22/05/18

Anthropological Collections

Not an apology but an amendment

Sometimes it needs a sensation to draw public and media attention to a problem that otherwise only experts are concerned with. Emmanuel Macron succeeded in doing so when on November 27th 2017 in Ouagadoudou he declared his intention to create “the conditions for a temporary or permanent restitution of African heritage to Africa within the next five years”. The German Foreign Office, apparently under pressure to follow suit, more cautiously suggested it wanted “to strengthen cultural cooperation with Africa, especially by reappraising colonialism”, and the Minister for Culture and Media announced she would support “reappraising the provenance of cultural artefacts of colonial heritage in museums and collections (…) by establishing a new research focus” (Die Zeit, 26 April 2018). These statements instantly pulled anthropological museums out of their marginality – especially so in Berlin where moving the Ethnological Museum and the Museum of Asian Art from the suburban district of Dahlem into the reconstructed Stadtschloss in the city centre had been in the making for some time, but under completely different premises. While the Humboldt Forum originally had been intended to demonstrate cosmopolitanism by featuring those “world cultures” that had inspired modern artists from Brücke to Beuys, now, against the backdrop of global migration, interest had shifted to the biography of objects, the ways in which artefacts of everyday and cult use had been stolen or otherwise acquired for the metropolises and there turned into ethnographic objects and works of art.

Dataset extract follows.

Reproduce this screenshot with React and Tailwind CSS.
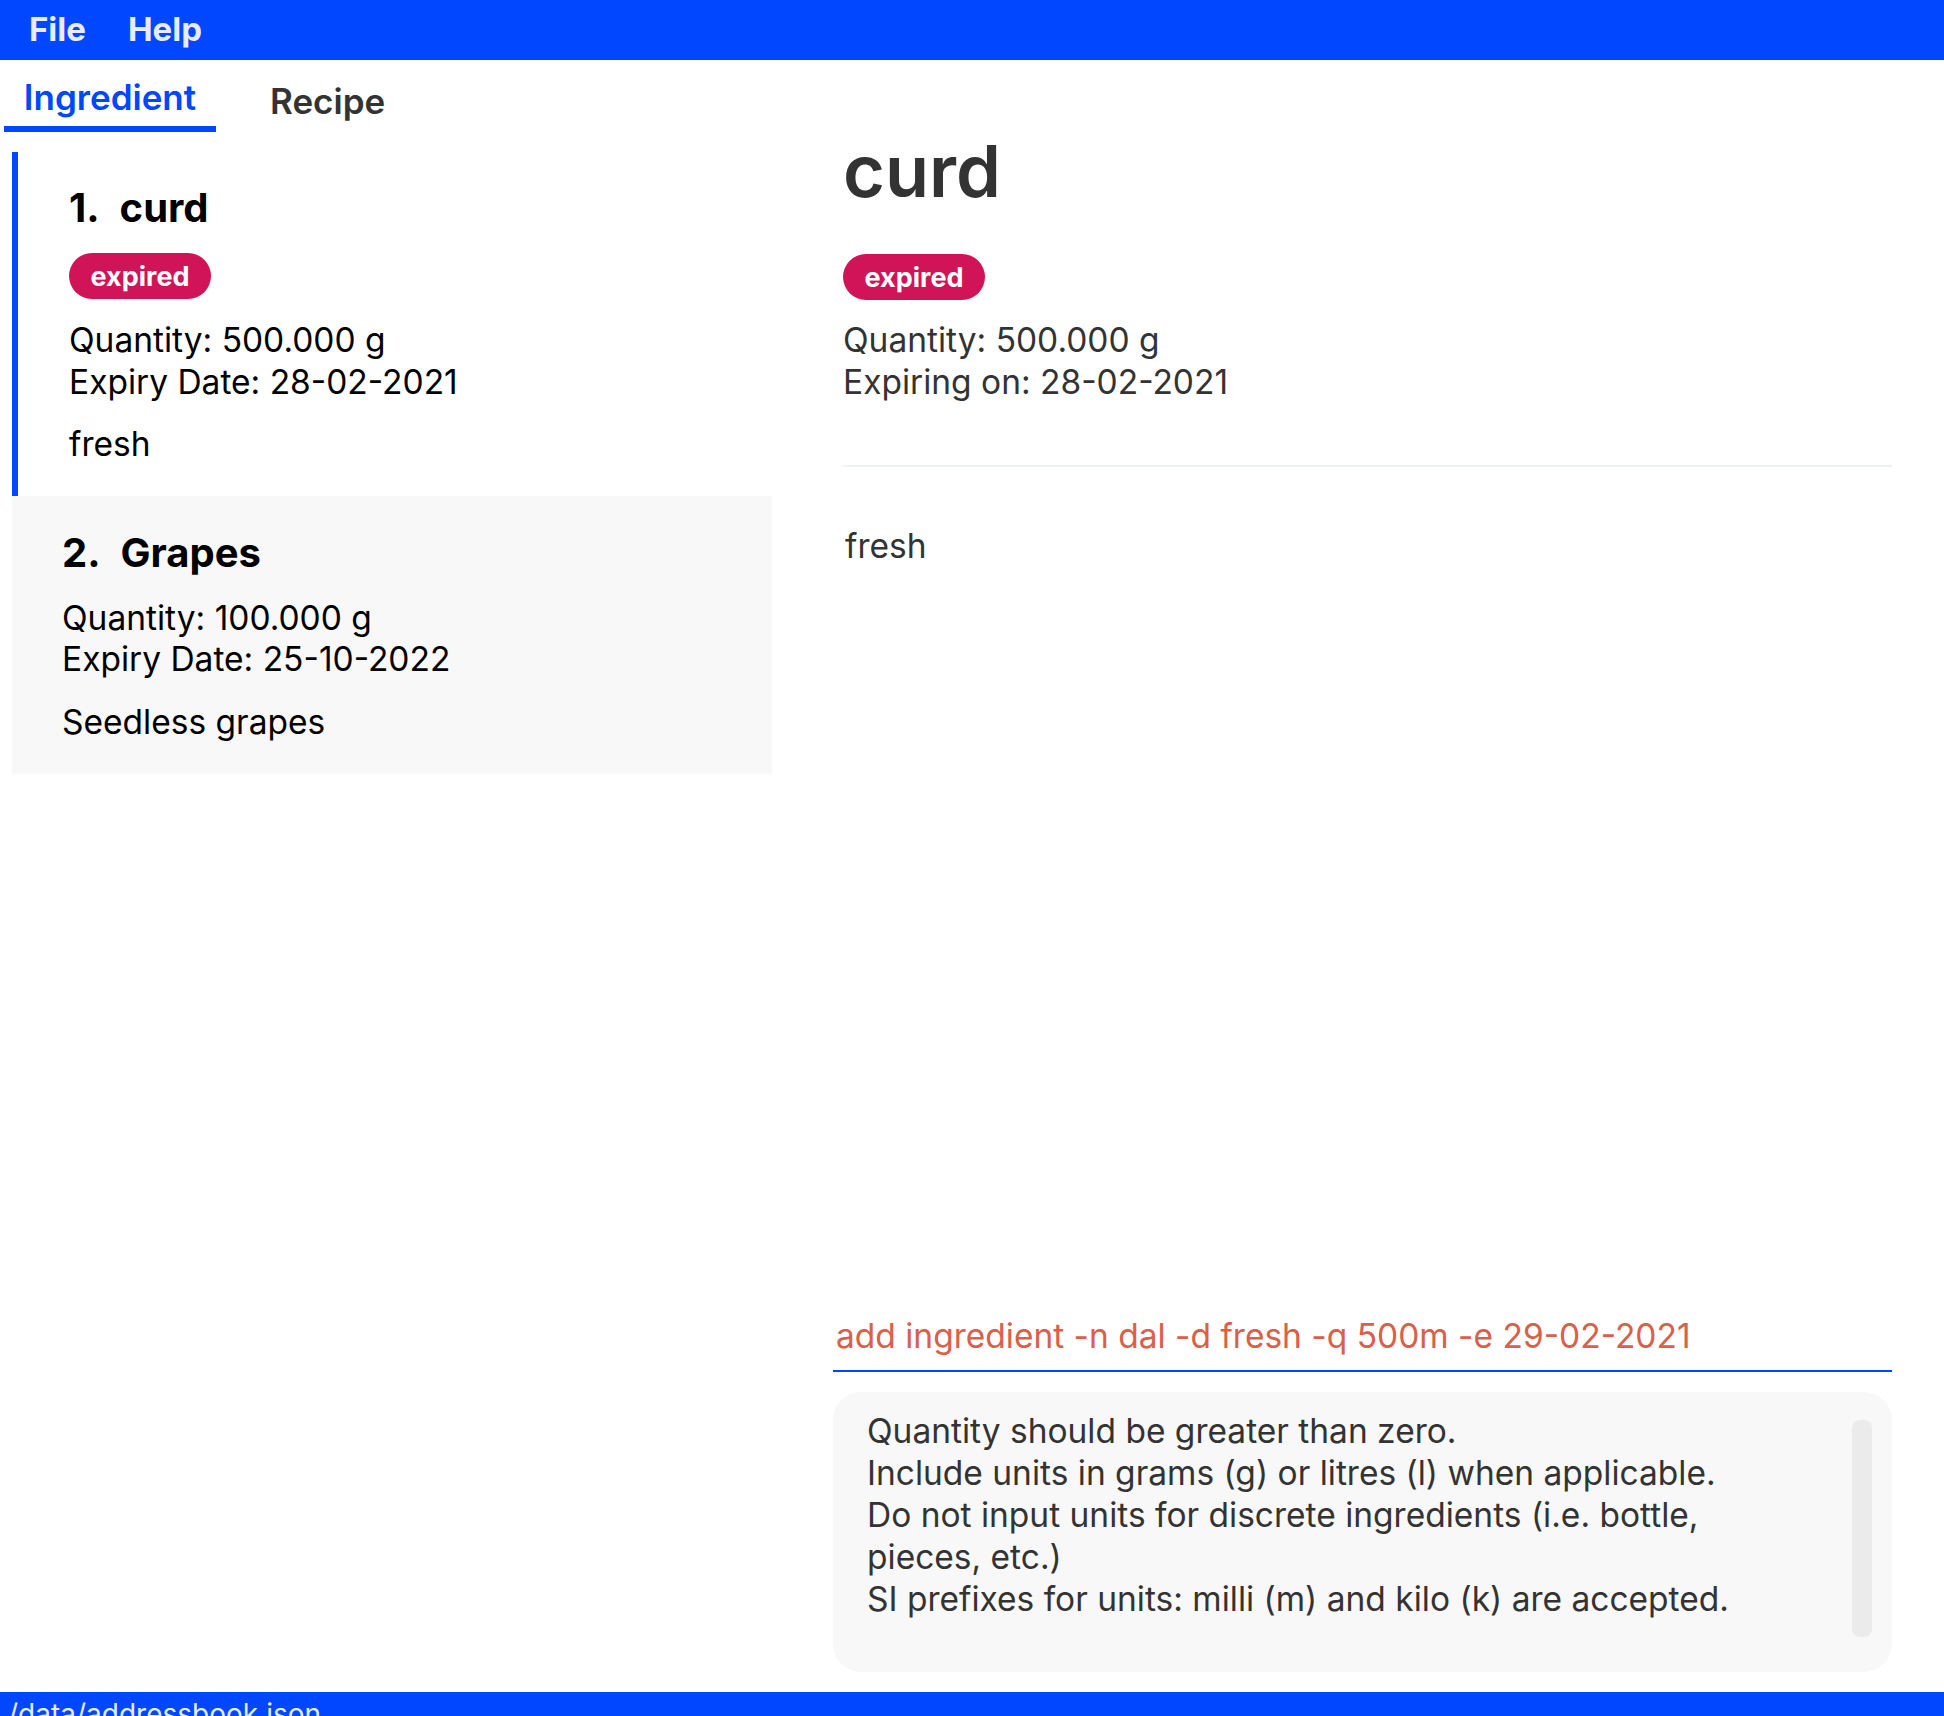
import React from "react";

const ingredients = [
  {
    id: 1,
    name: "curd",
    expired: true,
    quantity: "500.000 g",
    expiry: "28-02-2021",
    description: "fresh",
  },
  {
    id: 2,
    name: "Grapes",
    expired: false,
    quantity: "100.000 g",
    expiry: "25-10-2022",
    description: "Seedless grapes",
  },
];

const resultLines = [
  "Quantity should be greater than zero.",
  "Include units in grams (g) or litres (l) when applicable.",
  "Do not input units for discrete ingredients (i.e. bottle,",
  "pieces, etc.)",
  "SI prefixes for units: milli (m) and kilo (k) are accepted.",
];

const Badge = ({ className }) => (
  <div
    className={`h-[46px] w-[142px] rounded-full bg-[#d01457] flex items-center justify-center text-[27px] font-bold text-white leading-none ${className}`}
  >
    expired
  </div>
);

const IngredientCard = ({ item, selected }) => (
  <div
    className={
      selected
        ? "bg-white border-l-[6px] border-[#0047ff] pl-[51px] pt-[31px] pb-[30px]"
        : "bg-[#f8f8f8] pl-[50px] pt-[32px] pb-[31px]"
    }
  >
    <div className="flex gap-[20px] text-[40px] font-bold leading-[49px] text-black">
      <span>{item.id}.</span>
      <span>{item.name}</span>
    </div>
    {item.expired && <Badge className="mt-[21px]" />}
    <div
      className={
        item.expired
          ? "mt-[21px] text-[33.5px] leading-[41.5px] text-black"
          : "mt-[21px] text-[33.5px] leading-[41.5px] text-black"
      }
    >
      <p>Quantity: {item.quantity}</p>
      <p>Expiry Date: {item.expiry}</p>
    </div>
    <p className="mt-[21px] text-[33.5px] leading-[41.5px] text-black">
      {item.description}
    </p>
  </div>
);

const App = () => {
  const selected = ingredients[0];

  return (
    <div
      className="w-[1944px] h-[1716px] flex flex-col bg-white overflow-hidden"
      style={{ fontFamily: 'Inter, "Open Sans", sans-serif' }}
    >
      {/* MENU BAR */}
      <div className="h-[60px] shrink-0 bg-[#0047ff] flex items-center pl-[29px] gap-[42px] text-[33px] font-bold text-[#e6ecfa]">
        <span>File</span>
        <span>Help</span>
      </div>

      {/* MAIN */}
      <div className="flex-1 flex min-h-0">
        {/* LEFT: tabs + list */}
        <div className="w-[772px] shrink-0 flex flex-col">
          <div className="flex items-start h-[72px]">
            <div className="ml-[4px] w-[212px] pt-[17px] pb-[8px] border-b-[6px] border-[#0047ff] text-center text-[35px] font-semibold leading-[41px] text-[#0047ff]">
              Ingredient
            </div>
            <div className="pl-[54px] pt-[21px] text-[35px] font-semibold leading-[41px] text-[#333333]">
              Recipe
            </div>
          </div>

          <div className="mt-[20px] ml-[12px]">
            {ingredients.map((item) => (
              <IngredientCard
                key={item.id}
                item={item}
                selected={item.id === selected.id}
              />
            ))}
          </div>
        </div>

        {/* RIGHT: details + command */}
        <div className="ml-[61px] w-[1059px] flex flex-col pb-[20px]">
          <div className="pl-[10px] text-[#333333]">
            <h1 className="mt-[71px] text-[72px] font-semibold leading-[80px]">
              {selected.name}
            </h1>
            <Badge className="mt-[43px]" />
            <div className="mt-[20px] text-[33.5px] leading-[41.5px]">
              <p>Quantity: {selected.quantity}</p>
              <p>Expiring on: {selected.expiry}</p>
            </div>
            <div className="mt-[62px] h-[2px] bg-[#eef1f6]" />
            <p className="mt-[59px] pl-[2px] text-[33.5px] leading-[41.5px]">
              {selected.description}
            </p>
          </div>

          <div className="flex-1" />

          {/* COMMAND BOX */}
          <div className="pl-[3px] pb-[13px] border-b-2 border-[#0047ff] text-[33.5px] leading-[41.5px] text-[#d9604a] whitespace-nowrap">
            add ingredient -n dal -d fresh -q 500m -e 29-02-2021
          </div>

          {/* RESULT BOX */}
          <div className="mt-[20px] h-[280px] rounded-[28px] bg-[#f8f8f8] flex">
            <div className="flex-1 pl-[34px] pt-[18px] text-[33.5px] leading-[42px] text-[#333333] whitespace-nowrap">
              {resultLines.map((line, i) => (
                <p key={i}>{line}</p>
              ))}
            </div>
            <div className="mt-[28px] mr-[20px] h-[217px] w-[20px] rounded-[8px] bg-[#ebebeb]" />
          </div>
        </div>
      </div>

      {/* STATUS BAR */}
      <div className="h-[24px] shrink-0 bg-[#0047ff] overflow-hidden pl-[8px] pt-[2px] text-[28px] leading-[40px] text-[#e6ecfa]">
        /data/addressbook.json
      </div>
    </div>
  );
};

export default App;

Anthropologists have long known that numerous museum objects have been looted, mostly in the course of punitive raids during which the colonial powers – in Nigeria, Dahomey, Abyssinia or German East Africa – seized weapons and insignia of royal power; cult objects that in Europe were regarded as works of art were often simply stolen at night as Michel Leiris has graphically recounted in Phantom Africa. In former settler colonies like Australia, Canada and the US these findings for decades have resulted in far reaching consequences regarding cultural politics; in Germany, however, anthropologist for the last fifty years have been denouncing the colonial character of ethnological museums in vain. From their point of view the present debate about art looted in colonial contexts has been long overdue. And yet there is an amendment to be made. For in public the societies from which these objects came from never figure as active subjects but are always degraded to passive victims.

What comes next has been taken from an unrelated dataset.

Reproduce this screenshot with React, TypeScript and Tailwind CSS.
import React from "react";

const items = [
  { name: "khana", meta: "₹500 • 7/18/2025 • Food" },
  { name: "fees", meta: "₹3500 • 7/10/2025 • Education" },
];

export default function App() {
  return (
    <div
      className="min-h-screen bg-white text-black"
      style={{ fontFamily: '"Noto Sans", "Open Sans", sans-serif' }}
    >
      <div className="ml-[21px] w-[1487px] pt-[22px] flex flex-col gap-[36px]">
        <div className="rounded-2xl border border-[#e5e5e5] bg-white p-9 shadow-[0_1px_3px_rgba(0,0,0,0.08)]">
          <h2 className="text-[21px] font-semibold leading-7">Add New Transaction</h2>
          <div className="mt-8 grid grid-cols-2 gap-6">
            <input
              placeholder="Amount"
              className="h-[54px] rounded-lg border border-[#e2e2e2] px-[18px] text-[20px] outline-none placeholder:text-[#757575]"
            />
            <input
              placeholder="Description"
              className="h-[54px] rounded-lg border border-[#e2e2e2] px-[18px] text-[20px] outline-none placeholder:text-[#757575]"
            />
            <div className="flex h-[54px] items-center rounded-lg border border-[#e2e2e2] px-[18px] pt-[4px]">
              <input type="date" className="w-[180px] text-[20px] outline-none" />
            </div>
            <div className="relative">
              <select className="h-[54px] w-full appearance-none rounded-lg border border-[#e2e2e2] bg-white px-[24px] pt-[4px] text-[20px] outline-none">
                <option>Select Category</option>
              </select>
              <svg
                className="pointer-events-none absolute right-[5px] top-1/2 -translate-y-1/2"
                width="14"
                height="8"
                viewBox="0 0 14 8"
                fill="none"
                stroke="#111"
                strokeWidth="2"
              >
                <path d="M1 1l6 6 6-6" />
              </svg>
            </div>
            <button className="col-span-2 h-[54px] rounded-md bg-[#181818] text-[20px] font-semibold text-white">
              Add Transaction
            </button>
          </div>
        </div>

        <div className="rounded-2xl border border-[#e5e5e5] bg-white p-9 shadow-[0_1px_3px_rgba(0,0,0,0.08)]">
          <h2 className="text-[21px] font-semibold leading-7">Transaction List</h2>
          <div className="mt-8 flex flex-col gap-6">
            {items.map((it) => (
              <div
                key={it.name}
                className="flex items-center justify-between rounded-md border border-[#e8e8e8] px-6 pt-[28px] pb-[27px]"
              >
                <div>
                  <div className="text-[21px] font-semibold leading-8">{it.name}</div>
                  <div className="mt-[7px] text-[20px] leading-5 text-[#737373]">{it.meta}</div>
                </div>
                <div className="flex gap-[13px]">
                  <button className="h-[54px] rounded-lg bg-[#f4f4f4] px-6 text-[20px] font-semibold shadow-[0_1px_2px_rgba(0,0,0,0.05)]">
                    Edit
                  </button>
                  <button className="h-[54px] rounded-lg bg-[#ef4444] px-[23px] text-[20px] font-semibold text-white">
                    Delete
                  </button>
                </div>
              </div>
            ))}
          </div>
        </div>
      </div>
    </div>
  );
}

By denouncing ethnographic collections in general and suggesting that robbery and betrayal have been the paramount principles of colonial collecting we may not be entirely misjudging the honesty of ethnographers, colonial officials and traders, we do, however, fail to appreciate the traditional passion of non-capitalist societies for exchange. For them, as we have at least known since Marcel Mauss’ essay on the gift, the acquisition and accumulation of goods from an alien world has been an elementary desire that went way beyond any regard for practical and economic benefits. For them the capacity to enter exchange relations has been a universal characteristic of human existence. Apart from cases of robbery and theft that call for judicial elucidation, the practice of collecting thus offered both, ethnographers and their counterparts, the opportunity to bring into their possession mysterious objects of value and by doing so to enter into social relations with strangers. In order to visualize this reciprocity in all its tensions I will not only look at the exchange of objects from the point of view of collectors but also and primarily from the point of view of their societies of origin inasmuch as they conceived of themselves as actors in gift transactions.

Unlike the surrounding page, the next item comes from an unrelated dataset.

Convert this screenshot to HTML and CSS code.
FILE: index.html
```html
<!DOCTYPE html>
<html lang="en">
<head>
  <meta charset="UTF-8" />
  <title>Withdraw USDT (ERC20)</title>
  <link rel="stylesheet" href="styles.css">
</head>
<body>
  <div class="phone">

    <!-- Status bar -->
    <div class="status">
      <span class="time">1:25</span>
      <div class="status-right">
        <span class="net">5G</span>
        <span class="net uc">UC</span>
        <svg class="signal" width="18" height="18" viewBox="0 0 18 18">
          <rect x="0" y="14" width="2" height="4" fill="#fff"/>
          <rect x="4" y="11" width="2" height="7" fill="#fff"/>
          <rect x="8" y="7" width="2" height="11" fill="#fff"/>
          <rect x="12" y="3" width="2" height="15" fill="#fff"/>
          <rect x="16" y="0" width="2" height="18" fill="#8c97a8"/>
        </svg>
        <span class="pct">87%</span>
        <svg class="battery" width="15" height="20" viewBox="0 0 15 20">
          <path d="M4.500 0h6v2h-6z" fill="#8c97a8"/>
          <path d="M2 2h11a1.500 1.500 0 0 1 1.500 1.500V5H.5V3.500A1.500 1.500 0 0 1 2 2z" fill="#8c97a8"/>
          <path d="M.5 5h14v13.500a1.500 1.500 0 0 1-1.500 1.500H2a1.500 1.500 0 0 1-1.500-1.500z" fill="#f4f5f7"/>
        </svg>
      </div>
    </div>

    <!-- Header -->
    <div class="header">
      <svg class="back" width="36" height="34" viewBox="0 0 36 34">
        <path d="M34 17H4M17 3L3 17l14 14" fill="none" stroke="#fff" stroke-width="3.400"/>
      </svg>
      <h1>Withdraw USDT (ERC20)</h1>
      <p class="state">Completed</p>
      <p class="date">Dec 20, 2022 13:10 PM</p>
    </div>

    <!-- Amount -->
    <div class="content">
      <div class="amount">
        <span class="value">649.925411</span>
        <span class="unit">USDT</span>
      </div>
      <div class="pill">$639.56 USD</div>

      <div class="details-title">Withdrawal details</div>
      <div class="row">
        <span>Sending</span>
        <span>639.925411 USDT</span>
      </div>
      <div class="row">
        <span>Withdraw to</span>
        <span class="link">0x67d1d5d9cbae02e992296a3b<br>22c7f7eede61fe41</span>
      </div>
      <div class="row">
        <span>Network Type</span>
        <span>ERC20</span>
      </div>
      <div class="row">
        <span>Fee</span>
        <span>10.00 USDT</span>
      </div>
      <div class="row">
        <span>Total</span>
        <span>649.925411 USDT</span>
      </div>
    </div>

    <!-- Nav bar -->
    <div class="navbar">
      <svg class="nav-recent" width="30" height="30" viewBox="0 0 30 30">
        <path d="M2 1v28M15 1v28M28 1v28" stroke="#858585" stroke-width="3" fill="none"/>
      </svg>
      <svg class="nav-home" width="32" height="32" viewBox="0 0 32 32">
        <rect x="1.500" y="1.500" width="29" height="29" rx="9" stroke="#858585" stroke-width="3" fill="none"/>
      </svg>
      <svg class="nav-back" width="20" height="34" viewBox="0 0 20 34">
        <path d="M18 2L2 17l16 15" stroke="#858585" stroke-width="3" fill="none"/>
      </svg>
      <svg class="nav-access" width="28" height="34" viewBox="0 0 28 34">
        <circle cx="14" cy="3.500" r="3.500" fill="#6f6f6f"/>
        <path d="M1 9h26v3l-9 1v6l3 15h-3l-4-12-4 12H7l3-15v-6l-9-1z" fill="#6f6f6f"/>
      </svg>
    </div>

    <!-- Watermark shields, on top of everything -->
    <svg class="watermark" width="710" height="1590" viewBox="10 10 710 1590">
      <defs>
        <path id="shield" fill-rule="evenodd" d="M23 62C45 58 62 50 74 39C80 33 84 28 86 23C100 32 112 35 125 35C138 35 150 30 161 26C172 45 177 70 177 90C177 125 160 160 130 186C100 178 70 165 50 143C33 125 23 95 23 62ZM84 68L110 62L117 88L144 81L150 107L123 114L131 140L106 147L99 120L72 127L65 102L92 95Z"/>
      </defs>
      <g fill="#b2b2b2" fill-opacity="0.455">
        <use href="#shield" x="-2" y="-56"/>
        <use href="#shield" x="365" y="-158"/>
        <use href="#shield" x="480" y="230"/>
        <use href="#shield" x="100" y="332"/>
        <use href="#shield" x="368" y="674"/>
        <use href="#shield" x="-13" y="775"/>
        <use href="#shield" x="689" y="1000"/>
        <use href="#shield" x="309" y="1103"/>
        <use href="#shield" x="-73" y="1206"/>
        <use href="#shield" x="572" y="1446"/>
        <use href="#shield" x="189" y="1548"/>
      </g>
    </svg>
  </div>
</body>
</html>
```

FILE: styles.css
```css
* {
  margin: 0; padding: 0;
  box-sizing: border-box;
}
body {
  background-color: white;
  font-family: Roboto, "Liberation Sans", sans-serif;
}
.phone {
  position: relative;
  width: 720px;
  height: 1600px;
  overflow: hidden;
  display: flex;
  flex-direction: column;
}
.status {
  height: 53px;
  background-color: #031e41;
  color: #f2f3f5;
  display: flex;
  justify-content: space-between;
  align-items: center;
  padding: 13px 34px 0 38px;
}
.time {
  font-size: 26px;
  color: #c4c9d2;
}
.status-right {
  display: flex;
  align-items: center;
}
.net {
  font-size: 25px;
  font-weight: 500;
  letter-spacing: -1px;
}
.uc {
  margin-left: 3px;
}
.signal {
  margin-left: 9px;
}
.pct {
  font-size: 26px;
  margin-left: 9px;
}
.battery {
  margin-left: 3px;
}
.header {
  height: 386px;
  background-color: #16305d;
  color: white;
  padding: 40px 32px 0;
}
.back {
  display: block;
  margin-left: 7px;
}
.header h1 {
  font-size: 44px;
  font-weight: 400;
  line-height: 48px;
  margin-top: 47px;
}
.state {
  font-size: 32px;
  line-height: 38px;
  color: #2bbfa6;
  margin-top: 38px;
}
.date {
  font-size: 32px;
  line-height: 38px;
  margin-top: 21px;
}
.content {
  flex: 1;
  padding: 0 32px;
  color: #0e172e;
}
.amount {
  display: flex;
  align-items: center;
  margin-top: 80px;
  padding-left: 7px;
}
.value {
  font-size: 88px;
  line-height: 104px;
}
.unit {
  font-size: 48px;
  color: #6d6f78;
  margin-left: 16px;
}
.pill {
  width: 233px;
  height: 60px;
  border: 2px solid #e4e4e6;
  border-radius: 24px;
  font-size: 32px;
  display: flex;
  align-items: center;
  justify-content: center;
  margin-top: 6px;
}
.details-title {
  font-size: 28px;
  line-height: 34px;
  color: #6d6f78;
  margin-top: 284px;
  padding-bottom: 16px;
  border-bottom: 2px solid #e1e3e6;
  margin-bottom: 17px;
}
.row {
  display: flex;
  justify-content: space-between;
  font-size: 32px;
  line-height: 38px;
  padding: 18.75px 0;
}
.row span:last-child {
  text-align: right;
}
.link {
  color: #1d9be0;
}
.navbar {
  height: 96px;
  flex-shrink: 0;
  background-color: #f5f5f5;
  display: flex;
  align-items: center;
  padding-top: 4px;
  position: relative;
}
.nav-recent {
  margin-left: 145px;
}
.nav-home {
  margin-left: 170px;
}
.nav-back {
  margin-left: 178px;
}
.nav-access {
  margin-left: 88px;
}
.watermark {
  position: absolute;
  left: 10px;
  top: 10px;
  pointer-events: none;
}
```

In the central highlands of New Guinea – a well-documented case – first contact with Europeans was a shock for highlanders and the exchange of valuables served as a means whereby the shock was overcome. People at first took the white-skinned foreigner for one of the pale-skinned cannibals of mythology; but then, we are told, “he gave us shell valuables in return for pigs, and we decided he was human”.[1] Shells, objects without any practical value, in the highlands figured as semiophores,[2] meaningful signs of an unknown world they came from and strongly desired because they played a crucial role in the competition for status and influence called Moka; by entering into exchange the stranger proved not to be a cannibal but a human being. Four decades later, in the 1970s, the Huli in a still remote valley of the highlands by their myths confronted me too with the question of whether I was human or cannibal, i.e. ready for exchange or not. But they no longer offered me pigs but shells, cowries and sickle-shaped mother-of-pearl shells; in exchange they asked for one dollar bills, which they didn’t value for their purchasing power but, just as before, as signs of an alien outside world and a crucial element in the game for prestige. Societies that traditionally produced visual art had a much better hand in negotiations than Papuan highlanders – most of all (to stay in the region) the inhabitants of New Ireland. They were creating complex sculptures, the malanggans, that were only used during certain ritual festivals and then left to decay. Enthusiastic collectors therefore not only brought them material profit but also helped to dispose of objects that for their creators had lost all value.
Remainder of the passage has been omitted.